Cover the entire shelter with piles of leaves. The most effective packing technique is to slide the leaves down along the ribs. All you need to do is reach up to the top of the pile and bring your hands downward in the same direction as the ribbing.
Chances are that the leaves are dry. So, they could easily be blown away on a windy day. We recommend you lay dead branches or loose bark over the lean-to to keep the leaves from blowing away.
Step 7: Setting Up the Wind Breaker
The shelter is technically ready by now. But you can make it more reliable by adding a windbreaker (a wall). You can use anything resourceful to set up the windbreaker wall.
But we recommend you attach poles to one of the y-shaped branches. Insert the poles into the ground and attach them to the y branch. Pack them closely to create a wall. You can create a similar wall on the other end of the structure.
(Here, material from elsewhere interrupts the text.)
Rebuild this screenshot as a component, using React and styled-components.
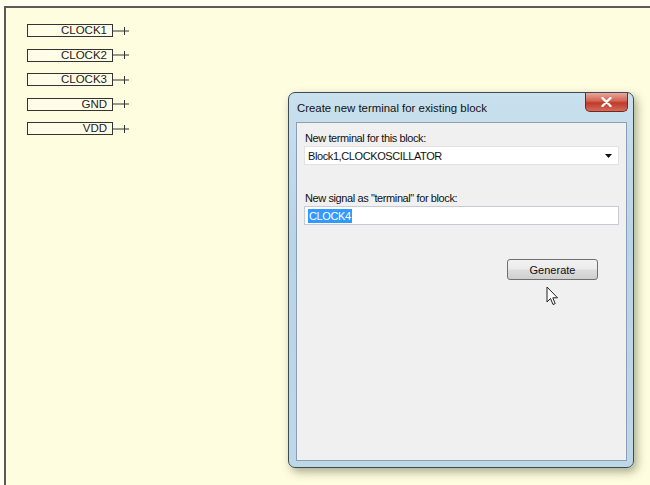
import React from 'react'
import styled, { createGlobalStyle } from 'styled-components'

const Global = createGlobalStyle`
  html, body {
    margin: 0;
    padding: 0;
    width: 650px;
    height: 485px;
    overflow: hidden;
    background: #fffff0;
    font-family: "Liberation Sans", Arial, sans-serif;
  }
`

const Page = styled.div`
  position: relative;
  width: 650px;
  height: 485px;
  padding: 6px 0 0 4px;
  box-sizing: border-box;
`

const Canvas = styled.div`
  height: 100%;
  background: #fffde0;
  border-top: 2px solid #5a5a5a;
  border-left: 2px solid #5a5a5a;
  padding: 16px 0 0 21px;
  box-sizing: border-box;
  display: flex;
  flex-direction: column;
  gap: 11.5px;
`

const Terminal = styled.div`
  display: flex;
  align-items: center;
  height: 13px;
`

const TermBox = styled.div`
  width: 86px;
  height: 13px;
  box-sizing: border-box;
  border: 1px solid #333;
  background: #fffde8;
  color: #222;
  font-size: 11.5px;
  line-height: 11px;
  text-align: right;
  padding-right: 5px;
`

const Pin = styled.svg`
  display: block;
`

const Dialog = styled.div`
  position: absolute;
  left: 288px;
  top: 92px;
  width: 346px;
  height: 376px;
  box-sizing: border-box;
  border: 1px solid #3b4a55;
  border-radius: 7px;
  background: linear-gradient(180deg, #c9e0ee 0%, #b9d4e6 40%, #bfd8e8 100%);
  box-shadow: 3px 4px 10px rgba(60, 70, 40, 0.45);
  padding: 0 6px 6px 7px;
  display: flex;
  flex-direction: column;
`

const TitleBar = styled.div`
  height: 29px;
  display: flex;
  align-items: center;
  justify-content: space-between;
  font-size: 11.4px;
  color: #111;
  padding-left: 1px;
`

const CloseButton = styled.div`
  align-self: flex-start;
  width: 43px;
  height: 19px;
  margin-right: -1px;
  border: 1px solid #6b2a22;
  border-top: none;
  border-radius: 0 0 5px 5px;
  background: linear-gradient(180deg, #e8a89c 0%, #d2614f 45%, #c0392a 55%, #d66a58 100%);
  display: flex;
  align-items: center;
  justify-content: center;
  box-sizing: border-box;
`

const Client = styled.div`
  flex: 1;
  background: #f0f0f0;
  border: 1px solid #8aa0b2;
  padding: 7px 7px 0 7px;
  display: flex;
  flex-direction: column;
  font-size: 11px;
  letter-spacing: -0.4px;
  color: #111;
`

const Label = styled.div`
  height: 16px;
  line-height: 16px;
  padding-left: 1px;
`

const Field = styled.div`
  height: 19px;
  box-sizing: border-box;
  background: #fff;
  border: 1px solid ${p => (p.$combo ? '#e2e2e2' : '#c8ccd2')};
  display: flex;
  align-items: center;
  justify-content: space-between;
  padding: 0 6px 0 3px;
  margin-bottom: ${p => p.$gap || 0}px;
`

const Selected = styled.span`
  background: #3399ff;
  color: #fff;
  padding: 1px 1px;
`

const ButtonRow = styled.div`
  display: flex;
  justify-content: flex-end;
  padding-right: 21px;
  margin-top: 34px;
  position: relative;
`

const Button = styled.div`
  width: 91px;
  height: 21px;
  box-sizing: border-box;
  border: 1px solid #707070;
  border-radius: 3px;
  background: linear-gradient(180deg, #f2f2f2 0%, #ebebeb 48%, #dddddd 52%, #cfcfcf 100%);
  display: flex;
  align-items: center;
  justify-content: center;
  font-size: 11px;
  letter-spacing: 0;
`

const Cursor = styled.svg`
  position: absolute;
  left: 242px;
  top: 27px;
`

function TerminalPin () {
  return (
    <Pin width="17" height="12" viewBox="0 0 17 12">
      <line x1="0" y1="6" x2="16" y2="6" stroke="#333" strokeWidth="1" />
      <line x1="11.5" y1="2" x2="11.5" y2="10" stroke="#333" strokeWidth="1" />
    </Pin>
  )
}

const terminals = ['CLOCK1', 'CLOCK2', 'CLOCK3', 'GND', 'VDD']

export default function App () {
  return (
    <Page>
      <Global />
      <Canvas>
        {terminals.map(t => (
          <Terminal key={t}>
            <TermBox>{t}</TermBox>
            <TerminalPin />
          </Terminal>
        ))}
      </Canvas>
      <Dialog>
        <TitleBar>
          <span>Create new terminal for existing block</span>
          <CloseButton>
            <svg width="11" height="10" viewBox="0 0 11 10">
              <path d="M1.5 1 L9.5 9 M9.5 1 L1.5 9" stroke="#fff" strokeWidth="2.4" strokeLinecap="round" />
            </svg>
          </CloseButton>
        </TitleBar>
        <Client>
          <Label>New terminal for this block:</Label>
          <Field $combo $gap={25}>
            <span>Block1,CLOCKOSCILLATOR</span>
            <svg width="7" height="4" viewBox="0 0 7 4">
              <path d="M0 0 L7 0 L3.5 4 Z" fill="#111" />
            </svg>
          </Field>
          <Label>New signal as "terminal" for block:</Label>
          <Field>
            <Selected>CLOCK4</Selected>
          </Field>
          <ButtonRow>
            <Button>Generate</Button>
            <Cursor width="13" height="20" viewBox="0 0 13 20">
              <path d="M1 1 L1 16 L4.5 12.5 L7 18.5 L9.2 17.6 L6.8 11.8 L11.5 11.8 Z" fill="#fff" stroke="#222" strokeWidth="1" strokeLinejoin="round" />
            </Cursor>
          </ButtonRow>
        </Client>
      </Dialog>
    </Page>
  )
}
Step 8: Setting up the Fire
Any survival shelter in the woods needs fire for keeping warm, lighting up the place, and keeping animals away. It is best to set up the fire about 1 to 2 feet from the entrance of the lean-to shelter. It is also advisable to create a wall behind the fire.
The wall will act as a windbreaker as well as a reflector of heat and light. You just need about five to 10 poles to create a wall behind the fire.
You need to build a traditional fire pit by placing stones in a circular shape. Place logs in a cone shape inside the fire pit to create a fire that will last longer. Make sure you’ve got enough wood to fuel the fire. It will also be great if you have a reliable fire starter with you.
Step 9: Finishing Touches
Get a thick pole that is the same length as the ridgepole and set it up at the bottom of the uprights directly underneath the ridgepole. You can also choose to build a raised bed by placing poles or logs of similar length and width inside the survival shelter.
In any survival situation, your means are very primitive. It is up to you to have the wit and ability to create a reliable survival lean-to shelter for yourself. We created this guide to help you learn how to build a lean-to shelter. This way, you can always be prepared for the worst-case scenarios.